Traveling the Texas Wine Trail brings buckets of good cheer

October is Texas Wine Month. You will have noticed that it's already more than half over.

Sorry. But there are ways to make up for this oversight. One is to get yourself over to Steinheimer's Lounge at the Westin La Cantera Hill Country Resort any day in October between 5 and 6 p.m. There, Resort Sommelier Steven Krueger has choreographed tasting flights of different Texas wines. Ten dollars will get you four two-ounce pours. At one of these tastings (now past — sorry again), Krueger also introduced to a local audience Dr. Russell D. Kane and his new book The Wineslinger Chronicles — Texas on the Vine.

Kane, "The Texas Wineslinger," has been writing about Texas wine and cuisine since 1998; you can find out more about the book at wineslinger.net and can also check out his Texas wine blog at VintageTexas.com. The blog lists Kane's top-ten Texas wines of 2011, wherein, for example, grapes such as vermentino and roussanne take top honors. Take that, cabernet and chardonnay.

If you hurry, and in the unlikely event that there is still room (one more apology), Dr. Kane will make another Wine Month appearance with his book at a vintner dinner to be held tomorrow, October 18, at Chef Ross Burtwell's Cabernet Grill in Fredericksburg. The dinner, which starts at 6:30 p.m. and costs $75 plus tax and tip, will also feature the wines of 4.0 Cellars, a collaboration between Brennan Vineyards, Lost Oak Winery, and McPherson Cellars. (4.0 recently opened a tasting room near Fredericksburg.) You can check for available seats at (830) 990-5734, but should there be no availability, all is not lost; the restaurant always features an all-Texas wine list (the only one I know of) as a complement to Burtwell's grilled Texas quail and lobster-topped chicken fried Angus ribeye.

The two remaining weekends in the month also offer some other opportunities to explore Texas wine — maybe. The Texas Hill Country Wineries group has organized a Texas Wine Month Trail event in which $20 will get you tastings at all 32 affiliated wineries, as well as discounts on wine purchases. The group's website, texaswinetrail.com, doesn't indicate that tickets are sold out, and if luck persists, there might also be availability at the barrel and tank tastings to be held at a more select group of wineries on October 21 and 28. These tickets are $100, but the opportunity to sample from barrels, tanks, and, in some cases, from library selections, is unique.
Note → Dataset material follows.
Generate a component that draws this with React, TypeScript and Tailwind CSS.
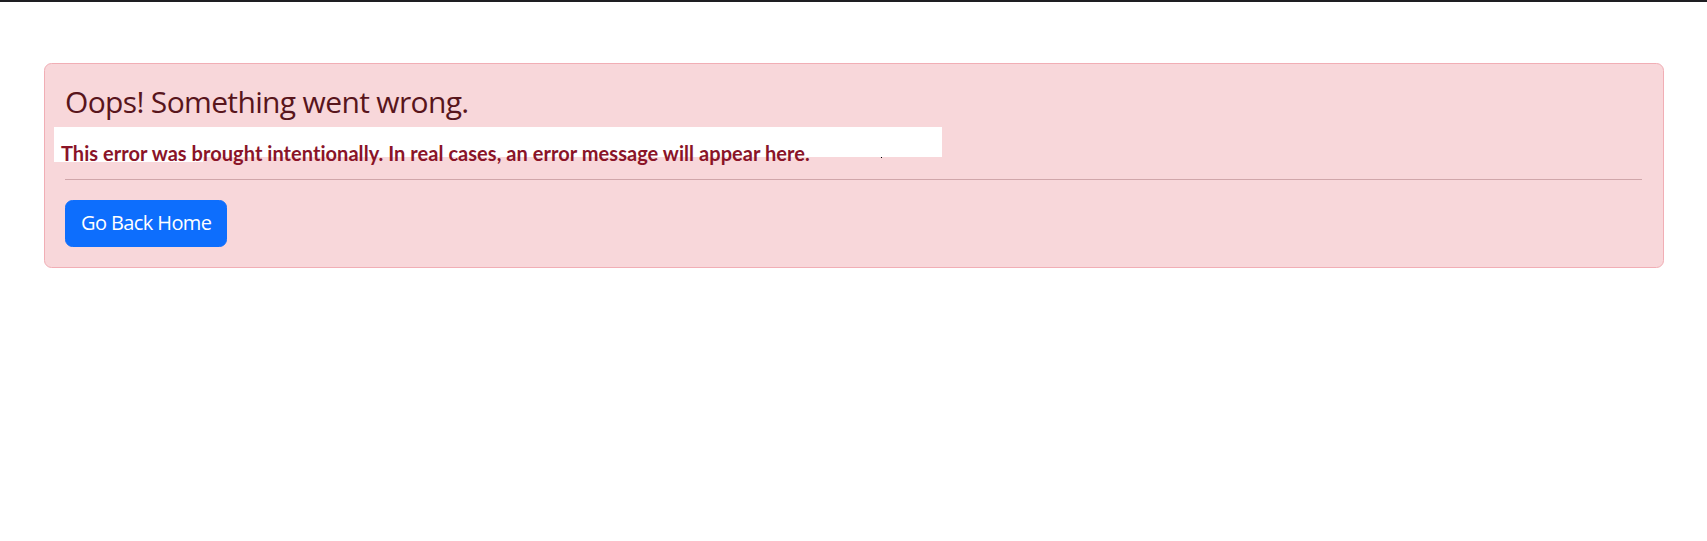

While you're exploring the website, you might also want to check out the Holiday Wine Trail. Tickets for this event, which runs from Friday, November 30, to Sunday, December 16, actually don't go on sale until October 20. So, for a change, you actually have advance notice. For the holidays, $60 per couple includes a grapevine wreath, a Christmas ornament from each of the 31 participating wineries, and a 15 percent discount on three-bottle purchases — not to mention buckets of good cheer. The cost of any tastings isn't included in this case, but by now perhaps intimations of the ever-improving quality of Texas wines will have convinced you that a modest tasting charge is fully justified. No apologies required.